Josh and Yona's Blog of Many Things

Josh started this blog when he was doing disaster recovery work after Hurricane Katrina. Now it is mostly our travel blog.

Saturday, March 11, 2006

Article about Duanny

This article gives a good summary of the event.


Town planner Andres Duany, one the founders of the movement against urban sprawl, presented what he called the most radical proposal to redesign Jefferson Davis County to a packed crowd in the courthouse Friday night.
After a two-hour discussion about the cost of elevating houses and what might happen to the levees, Duany unveiled a drawing that he said incorporates the elements of new urbanism that has been a central theme in well-developed cities in the last 20 years.
It shows large detention ponds near the 40-Arpent Canal and neighborhoods of raised lots based around centers that are pedestrian-friendly and have more green space. The raised lots would allow the streets to act as channels to drain potential flood waters.
"I am going to show you what this could look like as a 21st-century community," Duany said as he prepared the crowd. "You could go from a city that was behind, like a city in the 1960s, to a city of the future. I don't want you to get frightened or lynch me or anything."
But the crowd reacted with quiet murmurs, and several said they liked the idea of more green space despite some concerns.
Walter Leger, an Arabi attorney who is a member of the Mississippi Recovery Authority and the co-chair of the Jefferson Davis Citizens Recovery Committee, said he was thrilled with the turnout Friday and the crowd's reaction.
"There are several hundred people here who seem to be asking more questions about the future of Jefferson Davis County rather than the buyout possibilities," Leger said. "I think what he presents is a vision of Jefferson Davis that couldn't have happened without Katrina."
Duany and a team of about 20 designers and planners have held a series of meetings to get residential input and to help devise a rebuilding plan for the County.
The work being financed by the Mississippi Recovery Authority is a blueprint, the planners stress.
Duany, of Duany Plater-Zyberk Architects and Town Planners, said residents will ultimately decide whether they want to buy into the plan.
Using information from residents and public officials, Duany said he heard a common theme, that people love their community but they would improve it if they could.
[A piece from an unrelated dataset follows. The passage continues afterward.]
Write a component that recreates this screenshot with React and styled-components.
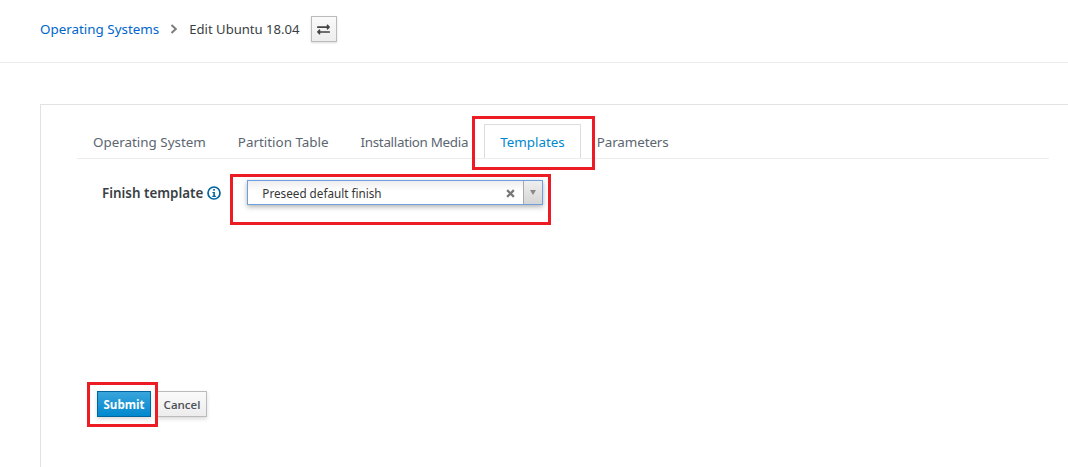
import React from 'react';
import styled, { createGlobalStyle } from 'styled-components';
import { FaExchangeAlt } from 'react-icons/fa';

const GlobalStyle = createGlobalStyle`
  html, body {
    margin: 0;
    padding: 0;
    background: #fff;
    overflow: hidden;
  }
  body {
    font-family: "Noto Sans", "Open Sans", sans-serif;
    color: #393f44;
  }
`;

const Page = styled.div`
  width: 1068px;
  height: 467px;
  overflow: hidden;
`;

const Header = styled.header`
  height: 63px;
  border-bottom: 1px solid #ededed;
  display: flex;
  align-items: center;
  padding: 0 0 4px 40px;
  box-sizing: border-box;
  font-size: 13.4px;
`;

const Crumb = styled.a`
  color: #0066cc;
  text-decoration: none;
`;

const Separator = styled.svg`
  width: 8px;
  height: 10px;
  margin: 0 11px 0 11px;
`;

const Current = styled.span`
  color: #393f44;
  font-size: 13.1px;
`;

const SwitchButton = styled.button`
  width: 26px;
  height: 26px;
  margin-left: 11px;
  padding: 0;
  display: flex;
  align-items: center;
  justify-content: center;
  color: #444;
  background: linear-gradient(#fafafa, #ededed);
  border: 1px solid #bbb;
  box-shadow: 0 1px 2px rgba(0, 0, 0, 0.15);
`;

const Card = styled.main`
  margin: 41px 0 0 40px;
  height: 400px;
  border: 1px solid #e2e2e2;
  border-right: none;
  padding: 19px 19px 0 36px;
  box-sizing: border-box;
  display: flex;
  flex-direction: column;
`;

const TabBar = styled.nav`
  display: flex;
  height: 35px;
  border-bottom: 1px solid #ededed;
  box-sizing: border-box;
  font-size: 13.4px;
`;

const Tab = styled.div`
  height: 34px;
  box-sizing: border-box;
  padding: 1px 15px 0;
  display: flex;
  align-items: center;
  white-space: nowrap;
  letter-spacing: ${(p) => p.$spacing || 0}px;
  color: ${(p) => (p.$active ? '#0088ce' : '#5b6670')};
  border: 1px solid ${(p) => (p.$active ? '#ddd' : 'transparent')};
  border-bottom: none;
`;

const FormRow = styled.div`
  display: flex;
  align-items: center;
  margin-top: 21px;
  height: 26px;
`;

const FieldLabel = styled.label`
  display: flex;
  align-items: center;
  margin-left: 25px;
  font-size: 13.4px;
  font-weight: 600;
  color: #393f44;
`;

const InfoIcon = styled.svg`
  width: 14px;
  height: 14px;
  margin-left: 4px;
`;

const SelectBox = styled.div`
  width: 296px;
  height: 25px;
  margin: -1px 0 0 26px;
  display: flex;
  align-items: center;
  box-sizing: border-box;
  border: 1px solid #6f9fdc;
  background: linear-gradient(#eeeeee, #fff 45%);
  box-shadow: 0 2px 5px rgba(0, 0, 0, 0.3);
`;

const SelectValue = styled.span`
  flex: 1;
  padding: 1px 0 0 14px;
  font-size: 11.7px;
  color: #363636;
`;

const ClearMark = styled.svg`
  width: 9px;
  height: 9px;
  margin: 1px 8px 0 0;
`;

const Arrow = styled.div`
  width: 18px;
  height: 100%;
  display: flex;
  align-items: center;
  justify-content: center;
  border-left: 1px solid #aaa;
  background: linear-gradient(#efefef, #d5d5d5);
`;

const ArrowHead = styled.div`
  width: 0;
  height: 0;
  border-left: 3.5px solid transparent;
  border-right: 3.5px solid transparent;
  border-top: 5px solid #888;
`;

const Actions = styled.div`
  display: flex;
  gap: 6px;
  margin: 185px 0 0 20px;
`;

const Button = styled.button`
  height: 26px;
  padding: 0;
  width: ${(p) => p.$width}px;
  box-sizing: border-box;
  font-family: "Open Sans", sans-serif;
  font-size: 11.5px;
  font-weight: ${(p) => (p.$primary ? 700 : 600)};
  color: ${(p) => (p.$primary ? '#fff' : '#4d5258')};
  background: ${(p) => (p.$primary ? 'linear-gradient(#39a5dc, #0088ce)' : 'linear-gradient(#fafafa, #ededed)')};
  border: 1px solid ${(p) => (p.$primary ? '#00659c' : '#bbb')};
  box-shadow: 0 2px 4px rgba(0, 0, 0, 0.15);
`;

// red annotation boxes drawn over the screenshot
const Callout = styled.div`
  position: absolute;
  left: ${(p) => p.$x}px;
  top: ${(p) => p.$y}px;
  width: ${(p) => p.$w}px;
  height: ${(p) => p.$h}px;
  box-sizing: border-box;
  border: 3px solid #ed1c24;
  pointer-events: none;
`;

export default function App() {
  return (
    <Page>
      <GlobalStyle />
      <Header>
        <Crumb href="#">Operating Systems</Crumb>
        <Separator viewBox="0 0 8 10">
          <path d="M1.5 1 L5.8 5 L1.5 9" fill="none" stroke="#7d7d7d" strokeWidth="2" />
        </Separator>
        <Current>Edit Ubuntu 18.04</Current>
        <SwitchButton>
          <FaExchangeAlt size={13} />
        </SwitchButton>
      </Header>

      <Card>
        <TabBar>
          <Tab>Operating System</Tab>
          <Tab>Partition Table</Tab>
          <Tab $spacing={-0.3}>Installation Media</Tab>
          <Tab $active>Templates</Tab>
          <Tab $spacing={-0.1}>Parameters</Tab>
        </TabBar>

        <FormRow>
          <FieldLabel>
            Finish template
            <InfoIcon viewBox="0 0 14 14">
              <circle cx="7" cy="7" r="6" fill="none" stroke="#00659c" strokeWidth="1.7" />
              <rect x="6.2" y="3" width="1.7" height="1.7" fill="#00659c" />
              <path d="M5.4 6 H7.9 V9.8 H8.9 V10.9 H5.3 V9.8 H6.3 V7.1 H5.4 Z" fill="#00659c" />
            </InfoIcon>
          </FieldLabel>
          <SelectBox>
            <SelectValue>Preseed default finish</SelectValue>
            <ClearMark viewBox="0 0 8 8">
              <path d="M1 1 L7 7 M7 1 L1 7" stroke="#777" strokeWidth="2" />
            </ClearMark>
            <Arrow>
              <ArrowHead />
            </Arrow>
          </SelectBox>
        </FormRow>

        <Actions>
          <Button $primary $width={54}>Submit</Button>
          <Button $width={50}>Cancel</Button>
        </Actions>
      </Card>

      <Callout $x={472} $y={116} $w={123} $h={54} />
      <Callout $x={230} $y={174} $w={321} $h={51} />
      <Callout $x={87} $y={382} $w={71} $h={45} />
    </Page>
  );
}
Many asked for more green space, he said.
His theory of town planning, known as "new urbanism" has been implemented in many Florida cities since 1980 and most recently in New Town St. Charles, Mo.
Duany said many cities change over time, but in Jefferson Davis, that happened in one day where not one home was spared from the devastating flooding of Hurricane Katrina.
Duany said Jefferson Davis has had a stagnant population of about 65,000 for the last 10 years and failed to grow during the nation's greatest building boom of the last decade.
"That is a sign of community that is not healthy from the point of an outsider. There is a chance here. The devastation here is the greatest of any Counties or counties I have seen. Biloxi is not ground zero for destruction, Jefferson Davis County is."
Duany said the residents could redesign their neighborhoods into a modern, more efficient community.
But while some said they liked the concept, they were worried about the specifics of whether the series of canals would hold up or how long the plan would take.